Kebijakan pemerintah yang menetapkan pendidikan kepramukaan sebagai mata pelajaran wajib sudah sangat keliru dalam memahami Undang-Undang Nomor 12 Tahun 2010 tentang Gerakan Pramuka. Tidak ada satu ayat atau pasal pun yang dapat dijadikan dasar sebagai pewajiban pendidikan kepramukaan sebagai mata pelajaran.

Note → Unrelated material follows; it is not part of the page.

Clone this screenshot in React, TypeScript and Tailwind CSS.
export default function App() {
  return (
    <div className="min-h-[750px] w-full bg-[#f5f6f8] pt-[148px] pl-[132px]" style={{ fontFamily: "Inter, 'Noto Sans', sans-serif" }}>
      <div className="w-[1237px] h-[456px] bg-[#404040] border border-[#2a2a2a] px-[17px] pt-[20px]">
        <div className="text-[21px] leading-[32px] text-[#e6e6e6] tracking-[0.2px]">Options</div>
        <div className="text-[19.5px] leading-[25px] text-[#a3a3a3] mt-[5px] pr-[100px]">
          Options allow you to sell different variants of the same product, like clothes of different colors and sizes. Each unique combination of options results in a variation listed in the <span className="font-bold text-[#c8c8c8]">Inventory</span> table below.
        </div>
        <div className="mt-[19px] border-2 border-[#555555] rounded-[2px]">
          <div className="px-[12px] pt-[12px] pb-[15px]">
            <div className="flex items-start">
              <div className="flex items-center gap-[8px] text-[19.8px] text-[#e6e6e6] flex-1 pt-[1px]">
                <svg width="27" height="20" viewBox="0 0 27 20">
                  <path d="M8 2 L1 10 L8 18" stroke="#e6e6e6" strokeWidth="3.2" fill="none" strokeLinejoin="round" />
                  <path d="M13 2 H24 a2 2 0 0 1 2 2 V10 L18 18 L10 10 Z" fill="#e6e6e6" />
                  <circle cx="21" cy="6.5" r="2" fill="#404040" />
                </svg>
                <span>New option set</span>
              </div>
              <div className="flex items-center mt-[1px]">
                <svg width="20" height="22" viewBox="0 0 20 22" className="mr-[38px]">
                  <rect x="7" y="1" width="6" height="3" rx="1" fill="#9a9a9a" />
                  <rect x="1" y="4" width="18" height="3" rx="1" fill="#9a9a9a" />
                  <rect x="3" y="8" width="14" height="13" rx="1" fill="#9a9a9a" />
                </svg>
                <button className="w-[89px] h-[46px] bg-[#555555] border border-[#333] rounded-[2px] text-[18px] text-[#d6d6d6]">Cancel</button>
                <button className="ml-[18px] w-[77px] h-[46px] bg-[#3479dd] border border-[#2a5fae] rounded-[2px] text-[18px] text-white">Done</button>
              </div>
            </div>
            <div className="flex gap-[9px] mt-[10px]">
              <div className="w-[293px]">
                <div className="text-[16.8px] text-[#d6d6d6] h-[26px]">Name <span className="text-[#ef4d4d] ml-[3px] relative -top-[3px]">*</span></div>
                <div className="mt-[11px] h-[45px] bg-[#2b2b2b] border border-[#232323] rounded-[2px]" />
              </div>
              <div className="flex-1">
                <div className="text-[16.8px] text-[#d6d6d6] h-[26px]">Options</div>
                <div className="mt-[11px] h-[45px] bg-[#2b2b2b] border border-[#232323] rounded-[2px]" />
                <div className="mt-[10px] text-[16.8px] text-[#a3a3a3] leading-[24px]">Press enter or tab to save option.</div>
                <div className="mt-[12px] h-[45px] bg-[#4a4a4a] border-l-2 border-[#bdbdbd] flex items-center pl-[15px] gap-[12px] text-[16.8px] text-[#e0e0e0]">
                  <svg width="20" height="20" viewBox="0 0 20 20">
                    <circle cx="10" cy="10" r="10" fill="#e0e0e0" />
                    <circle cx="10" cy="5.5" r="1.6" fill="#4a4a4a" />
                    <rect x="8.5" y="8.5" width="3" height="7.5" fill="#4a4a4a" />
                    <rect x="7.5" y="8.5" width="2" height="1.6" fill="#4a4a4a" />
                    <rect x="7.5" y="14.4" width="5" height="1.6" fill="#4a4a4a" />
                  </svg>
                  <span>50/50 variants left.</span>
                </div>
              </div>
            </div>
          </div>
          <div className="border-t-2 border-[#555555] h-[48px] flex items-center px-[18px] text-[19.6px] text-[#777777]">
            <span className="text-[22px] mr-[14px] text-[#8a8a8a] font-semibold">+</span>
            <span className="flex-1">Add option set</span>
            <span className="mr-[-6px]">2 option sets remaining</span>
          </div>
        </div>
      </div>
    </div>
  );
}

Karena pendidikan kepramukaan dipandang baik dan efektif dalam rangka membentuk karakter anak bangsa, maka pendidikan kepramukaan dijadikan mata pelajaran. Padahal upaya ”menyekolahkan” pendidikan kepramukaan atau memasukkan gugusdepan di sekolah pada awal orde baru merupakan awal eliminasi praktek latihan kepanduan. Karena latihan kepanduan yang efektif dalam mendidik anak dan remaja telah berubah menjadi pelajaran kepramukaan.
Fakta menunjukkan bahwa kebijakan mewajibkan pendidikan kepramukaan pada jenjang sekolah dasar tidak mampu menolong upaya bangsa ini dalam pengembangan karakter bangsa yang mulia. Karena pendidikan kepramukaan telah kehilangan roh dan jati dirinya. Bukan lagi latihan kepanduan, tapi telah menjelma menjadi pelajaran kepramukaan.

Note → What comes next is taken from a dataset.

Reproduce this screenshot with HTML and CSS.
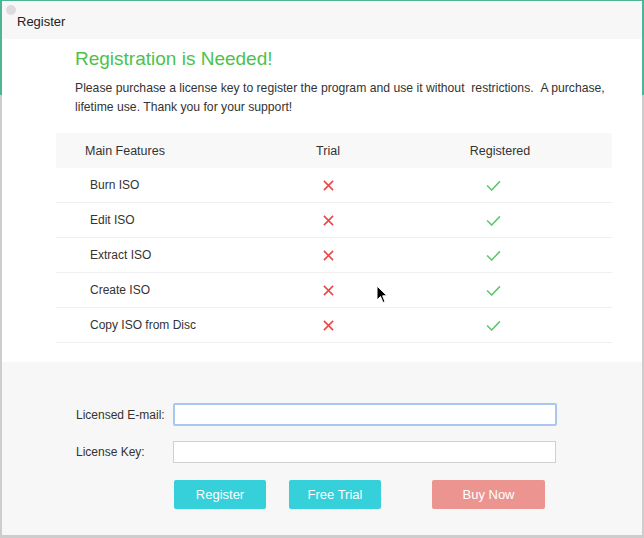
FILE: index.html
```html
<!DOCTYPE html>
<html>
<head>
<meta charset="utf-8">
<link rel="stylesheet" href="styles.css">
</head>
<body>
<div class="frame">
  <div class="window">
    <div class="titlebar">
      <span class="dot"></span>
      <span class="title">Register</span>
    </div>
    <div class="content">
      <h1 class="heading">Registration is Needed!</h1>
      <p class="intro">Please purchase a license key to register the program and use it without &nbsp;restrictions. &nbsp;A purchase, lifetime use. Thank you for your support!</p>
      <div class="table">
        <div class="row head">
          <div class="c1">Main Features</div>
          <div class="c2">Trial</div>
          <div class="c3">Registered</div>
        </div>
        <div class="row">
          <div class="c1">Burn ISO</div>
          <div class="c2"><svg class="x" viewBox="0 0 12 12"><path d="M1 1L11 11M11 1L1 11"/></svg></div>
          <div class="c3"><svg class="ok" viewBox="0 0 16 12"><path d="M1 6L6 11L15 1.5"/></svg></div>
        </div>
        <div class="row">
          <div class="c1">Edit ISO</div>
          <div class="c2"><svg class="x" viewBox="0 0 12 12"><path d="M1 1L11 11M11 1L1 11"/></svg></div>
          <div class="c3"><svg class="ok" viewBox="0 0 16 12"><path d="M1 6L6 11L15 1.5"/></svg></div>
        </div>
        <div class="row">
          <div class="c1">Extract ISO</div>
          <div class="c2"><svg class="x" viewBox="0 0 12 12"><path d="M1 1L11 11M11 1L1 11"/></svg></div>
          <div class="c3"><svg class="ok" viewBox="0 0 16 12"><path d="M1 6L6 11L15 1.5"/></svg></div>
        </div>
        <div class="row">
          <div class="c1">Create ISO</div>
          <div class="c2"><svg class="x" viewBox="0 0 12 12"><path d="M1 1L11 11M11 1L1 11"/></svg></div>
          <div class="c3"><svg class="ok" viewBox="0 0 16 12"><path d="M1 6L6 11L15 1.5"/></svg></div>
        </div>
        <div class="row">
          <div class="c1">Copy ISO from Disc</div>
          <div class="c2"><svg class="x" viewBox="0 0 12 12"><path d="M1 1L11 11M11 1L1 11"/></svg></div>
          <div class="c3"><svg class="ok" viewBox="0 0 16 12"><path d="M1 6L6 11L15 1.5"/></svg></div>
        </div>
      </div>
    </div>
    <div class="form">
      <div class="field">
        <label class="label">Licensed E-mail:</label>
        <div class="input focused"></div>
      </div>
      <div class="field">
        <label class="label">License Key:</label>
        <div class="input"></div>
      </div>
      <div class="buttons">
        <button class="btn cyan">Register</button>
        <button class="btn cyan trial">Free Trial</button>
        <button class="btn red">Buy Now</button>
      </div>
    </div>
  </div>
  <svg class="cursor" viewBox="0 0 12 19" width="12" height="19"><path d="M1 1L1 15L4.5 11.5L7 17.5L9 16.7L6.6 10.8L11 10.8Z" fill="#000" stroke="#fff" stroke-width="1"/></svg>
</div>
</body>
</html>
```
FILE: styles.css
```css
html, body {
  margin: 0;
  padding: 0;
}
body {
  width: 644px;
  height: 538px;
  background: #d6d6d6;
  font-family: "Liberation Sans", Arial, sans-serif;
  overflow: hidden;
}
.frame {
  position: relative;
  width: 644px;
  height: 538px;
  box-sizing: border-box;
  padding: 1px 2px 3px 2px;
  background: linear-gradient(to bottom, #4db595 0, #4db595 95px, #cdcdcd 95px, #cdcdcd 100%);
}
.window {
  height: 100%;
  background: #f7f7f7;
  display: flex;
  flex-direction: column;
}
.titlebar {
  height: 38px;
  position: relative;
  display: flex;
  align-items: center;
  background: #f7f7f7;
}
.dot {
  position: absolute;
  left: 4px;
  top: 4px;
  width: 10px;
  height: 10px;
  border-radius: 50%;
  background: #dcdcdc;
}
.title {
  margin-left: 15px;
  margin-top: 2px;
  font-size: 13px;
  color: #222;
}
.content {
  background: #fff;
  padding: 8px 0 19px 0;
}
.heading {
  margin: 0 0 8px 73px;
  font-weight: normal;
  font-size: 19px;
  line-height: 24px;
  color: #4cc24c;
}
.intro {
  margin: 0 0 16px 73px;
  width: 560px;
  font-size: 12.2px;
  line-height: 19px;
  color: #333;
}
.table {
  margin-left: 54px;
  width: 556px;
}
.row {
  display: grid;
  grid-template-columns: 200px 144px 200px;
  height: 34px;
  align-items: center;
  border-bottom: 1px solid #efefef;
  font-size: 12px;
  color: #333;
}
.row.head {
  height: 35px;
  border-bottom: none;
  background: #f8f8f8;
  font-size: 12.5px;
}
.c1 {
  padding-left: 34px;
}
.head .c1 {
  padding-left: 29px;
}
.c2, .c3 {
  display: flex;
  justify-content: center;
}
.x {
  width: 11px;
  height: 11px;
  fill: none;
  stroke: #ea4646;
  stroke-width: 1.7;
}
.ok {
  width: 15px;
  height: 11px;
  fill: none;
  stroke: #5cc66a;
  stroke-width: 1.6;
  margin-left: -14px;
}
.form {
  flex: 1;
  background: #f7f7f7;
  padding: 41px 0 0 74px;
}
.field {
  display: flex;
  align-items: center;
  margin-bottom: 15px;
}
.field + .field {
  margin-bottom: 17px;
}
.label {
  width: 97px;
  font-size: 12px;
  color: #333;
}
.input {
  width: 384px;
  height: 23px;
  box-sizing: border-box;
  background: #fff;
  border: 1px solid #d0d0d0;
}
.input.focused {
  border: 2px solid #a9c6ee;
  border-radius: 2px;
}
.input:not(.focused) {
  width: 383px;
  height: 22px;
}
.buttons {
  display: flex;
  margin-left: 98px;
}
.btn {
  height: 29px;
  width: 92px;
  border: none;
  border-radius: 2px;
  color: #fff;
  font-family: "Liberation Sans", Arial, sans-serif;
  font-size: 13px;
  padding: 0;
}
.cyan {
  background: #35d0da;
}
.trial {
  margin-left: 23px;
}
.red {
  background: #ec9490;
  width: 113px;
  margin-left: 51px;
}
.cursor {
  position: absolute;
  left: 376px;
  top: 285px;
}
```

Menurut pasal 11 Undang-undang Nomor 12 Tahun 2010 tentang Gerakan Pramuka, disebutkan bahwa pendidikan kepramukaan dalam sistem pendidikan nonformal masuk dalam jalur pendidikan nonformal. Nah ketika Mendikbud mengatakan ”itu dalam undang-undang”, undang-undang yang mana? Bukannya malah jadi salah kaprah? Jika pendidikan kepramukaan dalam konteks kurikulum sekolah dipandang sebagai kegiatan ekstra kurikuler, masih mending karena berarti masih eksis sebagai bentuk pendidikan nonformal.
Namun jika menjadi mata pelajaran, apakah itu tidak bertabrakan dengan undang-undang pak Menteri? Juga salah kaprah! Dan lebih penting lagi akan mereduksi filosofi dan jati diri pendidikan kepramukaan.

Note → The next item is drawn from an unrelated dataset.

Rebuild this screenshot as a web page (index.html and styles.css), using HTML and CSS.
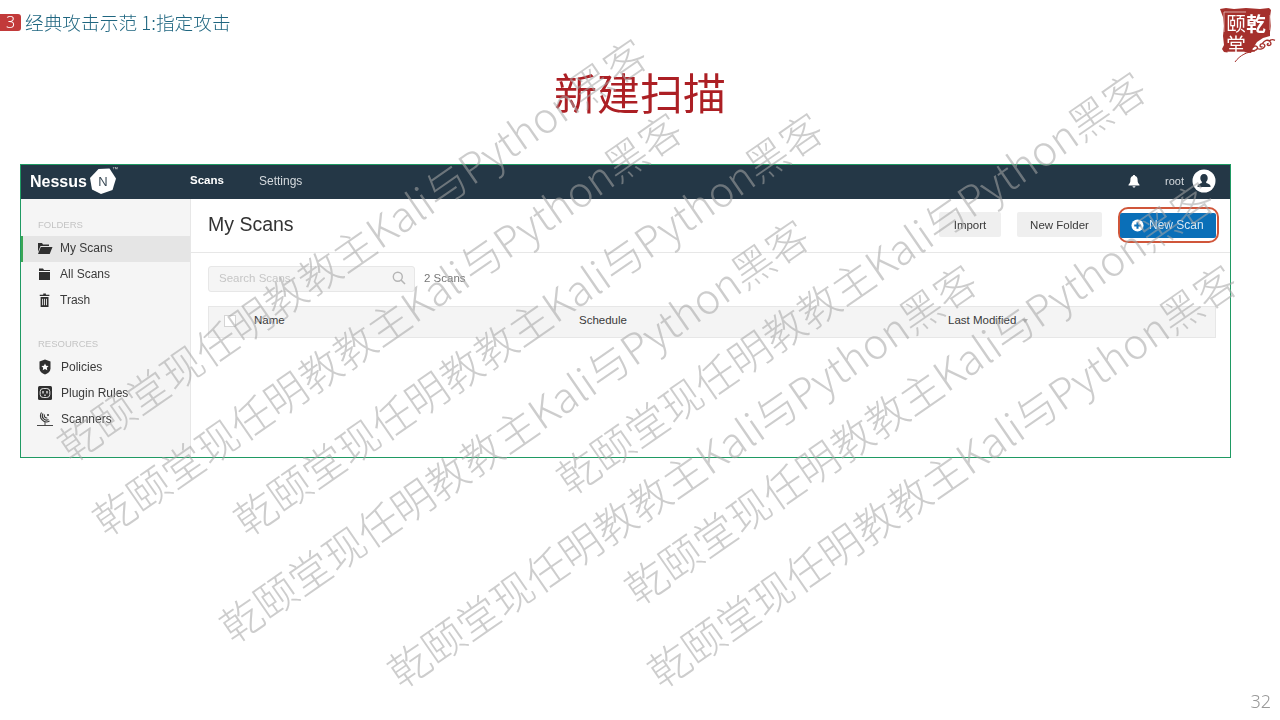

Upaya merevitalisasi Gerakan Pramuka bukan dengan cara seperti ini, yaitu menjadikan pendidikan kepramukaan sebagai mata pelajaran. Pun upaya mengandalkan pendidikan kepramukaan sebagai salah satu pembentuk karakter anak dan remaja tidak dengan kebijakan seperti ini.
Gerakan Pramuka adalah organisasi non pemerintah, tidak bisa diintervensi dengan kebijakan pemerintah. Namun pemerintah wajib membantu mengembangkan Gerakan Pramuka agar mampu bergerak maju dalam menyelenggarakan pendidikan kepramukaan yang berkualitas sesuai prinsip dasar dan metode belajar pendidikan kepramukaan.